The pixelformat conversion code, "the blitter" used to be JIT-compiled using a realtime x86 assembler called realtime but this functionality has been deprecated for this public github release and replaced with generic template based implementation. The reason is that ARM has gained importance in the past decade dramatically and x86-only code just don't cut it anymore. This means the blitter is not as cool and super as it used to be but it still gets the job done. The blitter is based on a very simple principle: scaling bit-masks:

u32 src = 0x000000ff; // unorm component's source bitmask
u32 dst = 0x00ffff00; // we want to convert to this mask
double scale = double(dst) / src; // double because fp32 can only handle 24 bits of unorm w/o precision loss

It's magic, but multiplying any value in the src format by this scale will yield the correct normalized value in the dst format. The largest cost here is the conversion between integer and floating-point but it can be handled efficiently. Our SIMD implementation is using AoS layout so each pixel is individually processed. This approach is very wasteful and round-trip to floating-point format increases processing overhead.
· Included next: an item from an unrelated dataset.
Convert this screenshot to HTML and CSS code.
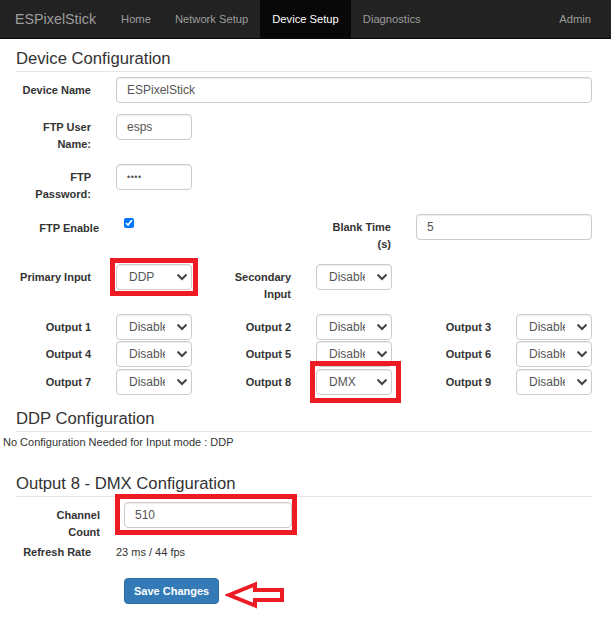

The work for improved blitter is on-going and it is built around two cornerstone principles:

  1. The innerloops process multiple pixels per iteration (up to supported SIMD register width)
  2. The value scaling is 100% integer based algorithm which is more efficient than the current floating point approach

TODO

Features currently being worked on or considered for future roadmap:

  • OpenEXR decompressor / compressor
  • More fileformats as external library?
  • Fun Commodore64/ATARI legacy fileformat plugin we used to have in older version of the library
  • Improved blitter
  • Rewrite some of the Intel specific SIMD code to be more portable (ARM NEON specificly)
  • Remove exceptions?
  • Complete security overhaul
  • Memory leak audit: strenghten the code against thrown exceptions with RAII applied for dynamic allocations
  • More Short Vector Math specializations - the SIMD back-end is now much richer in functionality
  • Re-introduce the LLVM SIMD as external library?